For the reasons stated above, we are of the opinion that the
judgment of the High Court, so far as it pertains to the reduction of
sentence awarded by the Trial Court will have to be set aside.
The next question would be : what would be an appropriate
sentence on the facts of this case. Shri K.B. Sinha, learned senior
counsel appearing for the appellant submitted that apart from the
fact that the incident in question has taken place nearly twenty
years ago ( which itself is not ground for reduction of sentence),
victim as well as the appellant are now married and settled in life.

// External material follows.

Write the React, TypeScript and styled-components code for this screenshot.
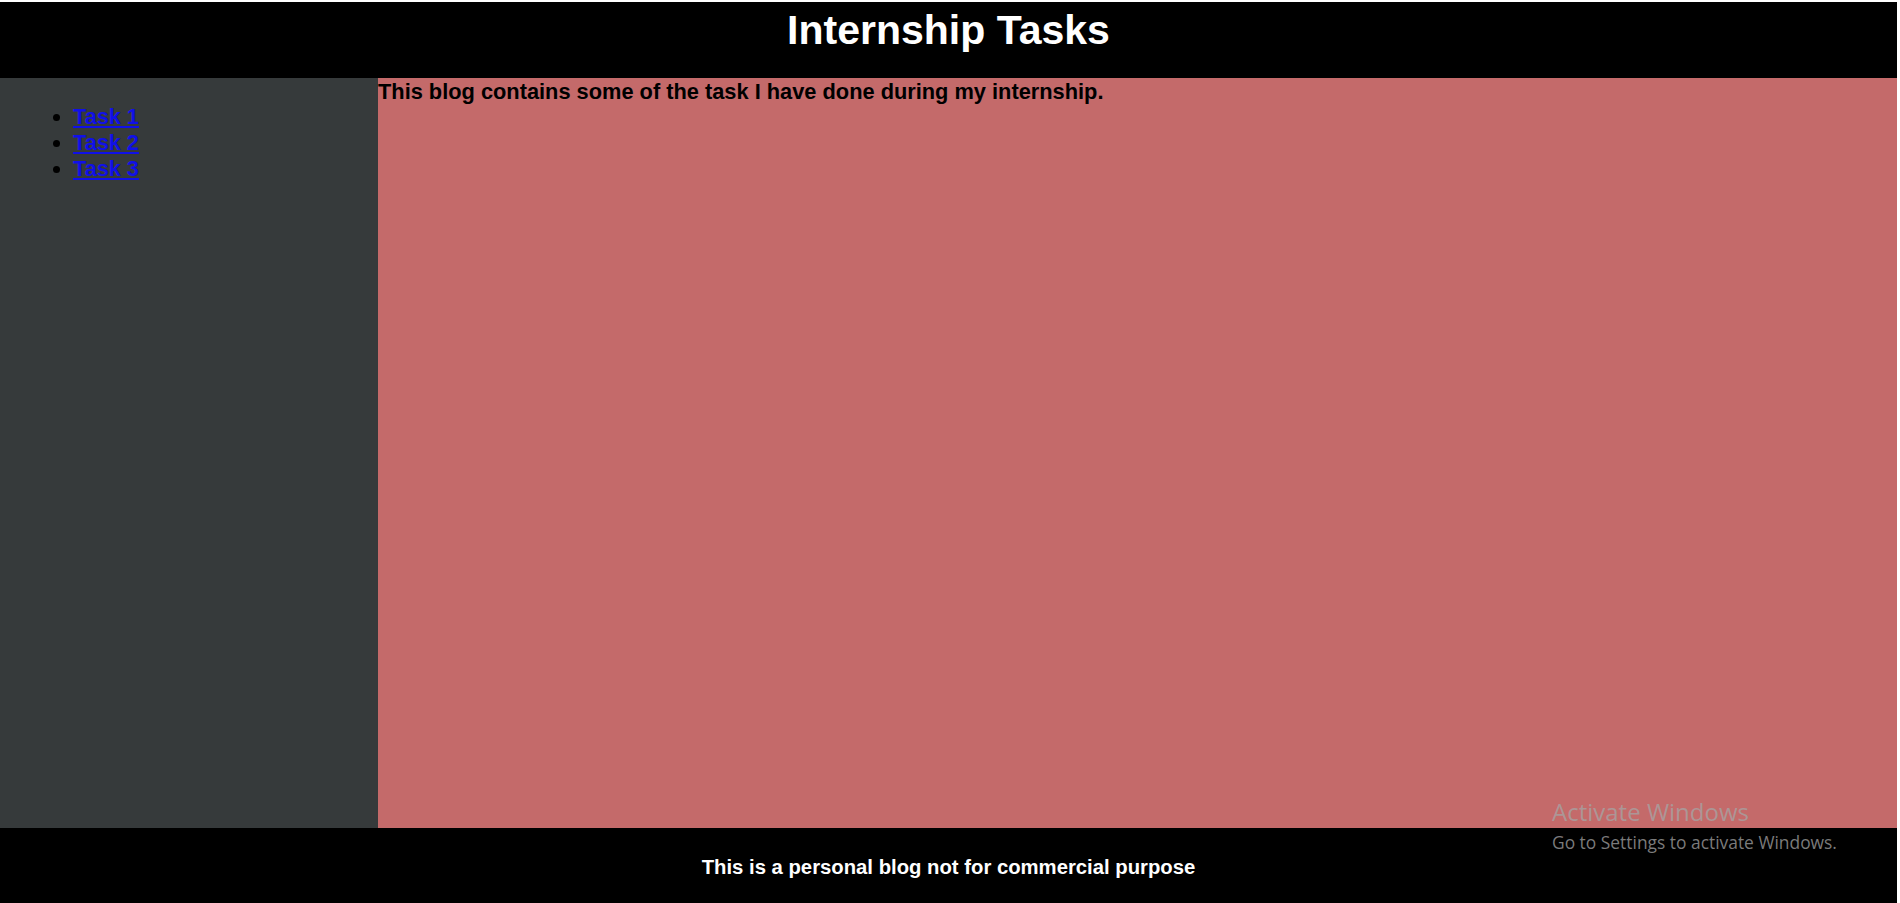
import React from "react";
import styled, { createGlobalStyle } from "styled-components";

const GlobalStyle = createGlobalStyle`
  html, body { margin: 0; padding: 0; background: #ffffff; }
  body { font-family: "Liberation Sans", Arial, sans-serif; }
`;

const Page = styled.div`
  box-sizing: border-box;
  height: 903px;
  padding: 2px 3px 0 0;
  display: grid;
  grid-template-rows: 76px 1fr 75px;
  position: relative;
  overflow: hidden;
`;

const Header = styled.header`
  background: #000000;
  display: flex;
  justify-content: center;
  align-items: flex-start;
`;

const Title = styled.h1`
  margin: 4px 0 0;
  color: #ffffff;
  font-size: 41px;
  font-weight: 700;
  line-height: 48px;
`;

const Body = styled.div`
  display: grid;
  grid-template-columns: 378px 1fr;
`;

const Sidebar = styled.nav`
  background: #363a3b;
`;

const TaskList = styled.ul`
  margin: 26px 0 0;
  padding-left: 73px;
  font-size: 21.7px;
  line-height: 26px;
  font-weight: 700;
  color: #000000;
`;

const TaskLink = styled.a`
  color: #1010e8;
  text-decoration: underline;
`;

const Main = styled.main`
  background: #c46a6a;
  padding-top: 2px;
`;

const Intro = styled.p`
  margin: 0;
  font-size: 21.8px;
  line-height: 24px;
  font-weight: 700;
  color: #000000;
`;

const Footer = styled.footer`
  background: #000000;
  display: flex;
  align-items: center;
  justify-content: center;
  padding-top: 4px;
`;

const FooterText = styled.p`
  margin: 0;
  color: #ffffff;
  font-size: 20.3px;
  font-weight: 700;
`;

const Watermark = styled.div`
  position: absolute;
  left: 1552px;
  top: 796px;
  font-family: "Open Sans", "Noto Sans", sans-serif;
  color: rgba(165, 165, 165, 0.75);
  pointer-events: none;
`;

const WatermarkTitle = styled.div`
  font-size: 24px;
  line-height: 32px;
`;

const WatermarkSub = styled.div`
  font-size: 17.4px;
  line-height: 29px;
`;

export default function App() {
  return (
    <>
      <GlobalStyle />
      <Page>
        <Header>
          <Title>Internship Tasks</Title>
        </Header>
        <Body>
          <Sidebar>
            <TaskList>
              <li><TaskLink href="#task1">Task 1</TaskLink></li>
              <li><TaskLink href="#task2">Task 2</TaskLink></li>
              <li><TaskLink href="#task3">Task 3</TaskLink></li>
            </TaskList>
          </Sidebar>
          <Main>
            <Intro>This blog contains some of the task I have done during my internship.</Intro>
          </Main>
        </Body>
        <Footer>
          <FooterText>This is a personal blog not for commercial purpose</FooterText>
        </Footer>
        <Watermark>
          <WatermarkTitle>Activate Windows</WatermarkTitle>
          <WatermarkSub>Go to Settings to activate Windows.</WatermarkSub>
        </Watermark>
      </Page>
    </>
  );
}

A prolonged sentence in such situation might have a deleterious
effect on the family of the appellant. He also has pointed out that
since the date of the incident in question, there has been no
allegation against the appellant of any criminal conduct. Hence, he
pleaded having noticed all the facts including the factum of the
love affair between the appellant and the victim a reduced sentence
may kindly be considered. Having taken into consideration the
said plea advanced on behalf of the appellant while dismissing
the appeal of the appellant and affirming the conviction recorded
by the two courts below, we substitute the sentence awarded by
the Trial Court and the High Court and direct the appellant to
undergo rigorous imprisonment for a period of six months for
offence punishable under Section 365/511 read with Section 149
IPC. The sentence of three months awarded for offence punishable
under Section 147 IPC by the Trial Court is maintained. We also
maintain the fine awarded by the High Court of Rs. 4,000/- for
offence under Section 365/511 read with Section 149 and fine of
Rs. 1,000/- for offence under Section 147 IPC, we further direct
that if the fine amount is recovered, a sum of Rs. 3,000/- out of
the same shall be paid to PW-1 Kamla Devi who was the victim of
act of the appellant, if the appellant defaults in the payment of
above said fine, he shall undergo a further period of two months
rigorous imprisonment for the default of the fine awarded for
offence punishable under Section 365/511 read with Section 149
and a further period of 1 month RI if the fine imposed by the High
Court under Section 147 is not paid.
With the above modification this appeal is dismissed.